What to produce: Copy the material that follows word for word and omit its pictures.

Collected data:
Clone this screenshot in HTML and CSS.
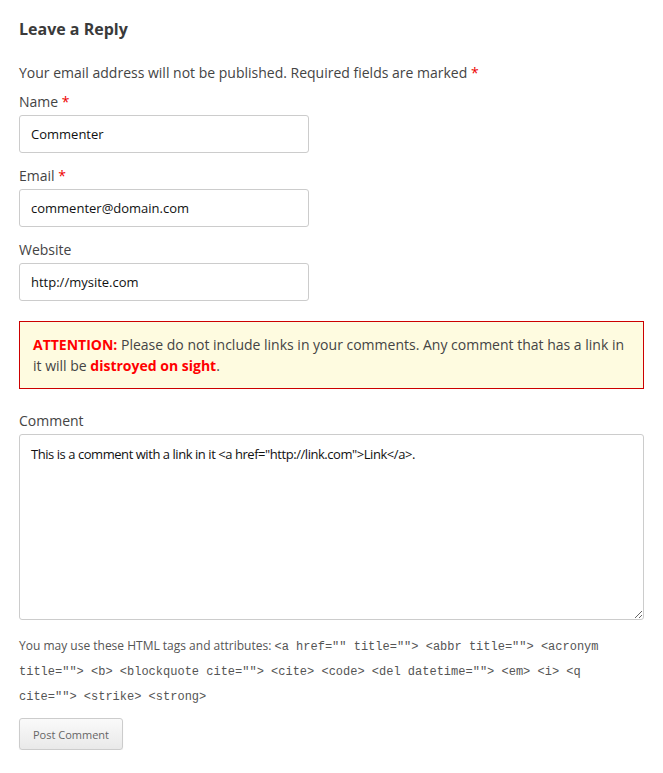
FILE: index.html
```html
<!DOCTYPE html>
<html>
<head>
<meta charset="utf-8">
<link rel="stylesheet" href="styles.css">
</head>
<body>
<div class="respond">
  <h3 class="reply-title">Leave a Reply</h3>
  <form class="comment-form">
    <p class="notes">Your email address will not be published. Required fields are marked <span class="req">*</span></p>
    <div class="field">
      <label class="lbl">Name <span class="req">*</span></label>
      <input class="txt" type="text" value="Commenter">
    </div>
    <div class="field">
      <label class="lbl">Email <span class="req">*</span></label>
      <input class="txt" type="text" value="commenter@domain.com">
    </div>
    <div class="field">
      <label class="lbl">Website</label>
      <input class="txt" type="text" value="http://mysite.com">
    </div>
    <div class="notice"><strong class="red">ATTENTION:</strong> Please do not include links in your comments. Any comment that has a link in it will be <strong class="red">distroyed on sight</strong>.</div>
    <div class="field">
      <label class="lbl">Comment</label>
      <textarea class="area">This is a comment with a link in it &lt;a href="http://link.com"&gt;Link&lt;/a&gt;.</textarea>
    </div>
    <p class="allowed">You may use these HTML tags and attributes: <code>&lt;a href="" title=""&gt; &lt;abbr title=""&gt; &lt;acronym title=""&gt; &lt;b&gt; &lt;blockquote cite=""&gt; &lt;cite&gt; &lt;code&gt; &lt;del datetime=""&gt; &lt;em&gt; &lt;i&gt; &lt;q cite=""&gt; &lt;strike&gt; &lt;strong&gt;</code></p>
    <button class="submit" type="button">Post Comment</button>
  </form>
</div>
</body>
</html>
```

FILE: styles.css
```css
html, body {
  margin: 0;
  padding: 0;
  background: #fff;
}
body {
  font-family: "Open Sans", "Liberation Sans", sans-serif;
  color: #444;
}
.respond {
  padding: 17px 19px 0 19px;
}
.reply-title {
  margin: 0;
  font-size: 16px;
  line-height: 24px;
  font-weight: 700;
  color: #3a3a3a;
}
.comment-form {
  display: flex;
  flex-direction: column;
  align-items: flex-start;
}
.notes {
  margin: 20px 0 0 0;
  font-size: 14px;
  line-height: 24px;
}
.req {
  color: #e00;
}
.field {
  display: flex;
  flex-direction: column;
  align-items: stretch;
  margin-top: 7px;
}
.field + .field {
  margin-top: 13px;
}
.lbl {
  font-size: 14px;
  line-height: 20px;
  margin-bottom: 3px;
}
.txt {
  box-sizing: border-box;
  width: 290px;
  height: 38px;
  border: 1px solid #ccc;
  border-radius: 3px;
  padding: 0 11px;
  font-family: "Open Sans", "Liberation Sans", sans-serif;
  font-size: 13px;
  color: #111;
  background: #fff;
  outline: none;
}
.notice {
  box-sizing: border-box;
  align-self: stretch;
  margin-top: 20px;
  padding: 12px 13px;
  border: 1px solid #c00;
  background: #fefbe0;
  font-size: 14px;
  line-height: 21px;
  color: #444;
}
.red {
  color: #f00;
  font-weight: 700;
}
.notice + .field {
  margin-top: 22px;
  align-self: stretch;
}
.area {
  display: block;
  box-sizing: border-box;
  width: 100%;
  height: 186px;
  border: 1px solid #ccc;
  border-radius: 3px;
  padding: 10px 11px;
  font-family: "Open Sans", "Liberation Sans", sans-serif;
  font-size: 13px;
  letter-spacing: -0.45px;
  line-height: 18px;
  color: #111;
  resize: vertical;
  outline: none;
}
.allowed {
  margin: 14px 0 0 0;
  font-size: 12px;
  line-height: 24px;
  color: #555;
}
.allowed code {
  font-family: "Liberation Mono", monospace;
  font-size: 12px;
  color: #555;
}
.submit {
  margin-top: 9px;
  height: 32px;
  padding: 0 13px;
  border: 1px solid #ccc;
  border-radius: 3px;
  background: linear-gradient(#fafafa, #e9e9e9);
  box-shadow: 0 1px 1px rgba(0,0,0,0.08);
  font-family: "Open Sans", "Liberation Sans", sans-serif;
  font-size: 11px;
  color: #666;
}
```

Response to this task:
Clone this screenshot in HTML and CSS.
FILE: index.html
```html
<!DOCTYPE html>
<html>
<head>
<meta charset="utf-8">
<link rel="stylesheet" href="styles.css">
</head>
<body>
<div class="respond">
  <h3 class="reply-title">Leave a Reply</h3>
  <form class="comment-form">
    <p class="notes">Your email address will not be published. Required fields are marked <span class="req">*</span></p>
    <div class="field">
      <label class="lbl">Name <span class="req">*</span></label>
      <input class="txt" type="text" value="Commenter">
    </div>
    <div class="field">
      <label class="lbl">Email <span class="req">*</span></label>
      <input class="txt" type="text" value="commenter@domain.com">
    </div>
    <div class="field">
      <label class="lbl">Website</label>
      <input class="txt" type="text" value="http://mysite.com">
    </div>
    <div class="notice"><strong class="red">ATTENTION:</strong> Please do not include links in your comments. Any comment that has a link in it will be <strong class="red">distroyed on sight</strong>.</div>
    <div class="field">
      <label class="lbl">Comment</label>
      <textarea class="area">This is a comment with a link in it &lt;a href="http://link.com"&gt;Link&lt;/a&gt;.</textarea>
    </div>
    <p class="allowed">You may use these HTML tags and attributes: <code>&lt;a href="" title=""&gt; &lt;abbr title=""&gt; &lt;acronym title=""&gt; &lt;b&gt; &lt;blockquote cite=""&gt; &lt;cite&gt; &lt;code&gt; &lt;del datetime=""&gt; &lt;em&gt; &lt;i&gt; &lt;q cite=""&gt; &lt;strike&gt; &lt;strong&gt;</code></p>
    <button class="submit" type="button">Post Comment</button>
  </form>
</div>
</body>
</html>
```

FILE: styles.css
```css
html, body {
  margin: 0;
  padding: 0;
  background: #fff;
}
body {
  font-family: "Open Sans", "Liberation Sans", sans-serif;
  color: #444;
}
.respond {
  padding: 17px 19px 0 19px;
}
.reply-title {
  margin: 0;
  font-size: 16px;
  line-height: 24px;
  font-weight: 700;
  color: #3a3a3a;
}
.comment-form {
  display: flex;
  flex-direction: column;
  align-items: flex-start;
}
.notes {
  margin: 20px 0 0 0;
  font-size: 14px;
  line-height: 24px;
}
.req {
  color: #e00;
}
.field {
  display: flex;
  flex-direction: column;
  align-items: stretch;
  margin-top: 7px;
}
.field + .field {
  margin-top: 13px;
}
.lbl {
  font-size: 14px;
  line-height: 20px;
  margin-bottom: 3px;
}
.txt {
  box-sizing: border-box;
  width: 290px;
  height: 38px;
  border: 1px solid #ccc;
  border-radius: 3px;
  padding: 0 11px;
  font-family: "Open Sans", "Liberation Sans", sans-serif;
  font-size: 13px;
  color: #111;
  background: #fff;
  outline: none;
}
.notice {
  box-sizing: border-box;
  align-self: stretch;
  margin-top: 20px;
  padding: 12px 13px;
  border: 1px solid #c00;
  background: #fefbe0;
  font-size: 14px;
  line-height: 21px;
  color: #444;
}
.red {
  color: #f00;
  font-weight: 700;
}
.notice + .field {
  margin-top: 22px;
  align-self: stretch;
}
.area {
  display: block;
  box-sizing: border-box;
  width: 100%;
  height: 186px;
  border: 1px solid #ccc;
  border-radius: 3px;
  padding: 10px 11px;
  font-family: "Open Sans", "Liberation Sans", sans-serif;
  font-size: 13px;
  letter-spacing: -0.45px;
  line-height: 18px;
  color: #111;
  resize: vertical;
  outline: none;
}
.allowed {
  margin: 14px 0 0 0;
  font-size: 12px;
  line-height: 24px;
  color: #555;
}
.allowed code {
  font-family: "Liberation Mono", monospace;
  font-size: 12px;
  color: #555;
}
.submit {
  margin-top: 9px;
  height: 32px;
  padding: 0 13px;
  border: 1px solid #ccc;
  border-radius: 3px;
  background: linear-gradient(#fafafa, #e9e9e9);
  box-shadow: 0 1px 1px rgba(0,0,0,0.08);
  font-family: "Open Sans", "Liberation Sans", sans-serif;
  font-size: 11px;
  color: #666;
}
```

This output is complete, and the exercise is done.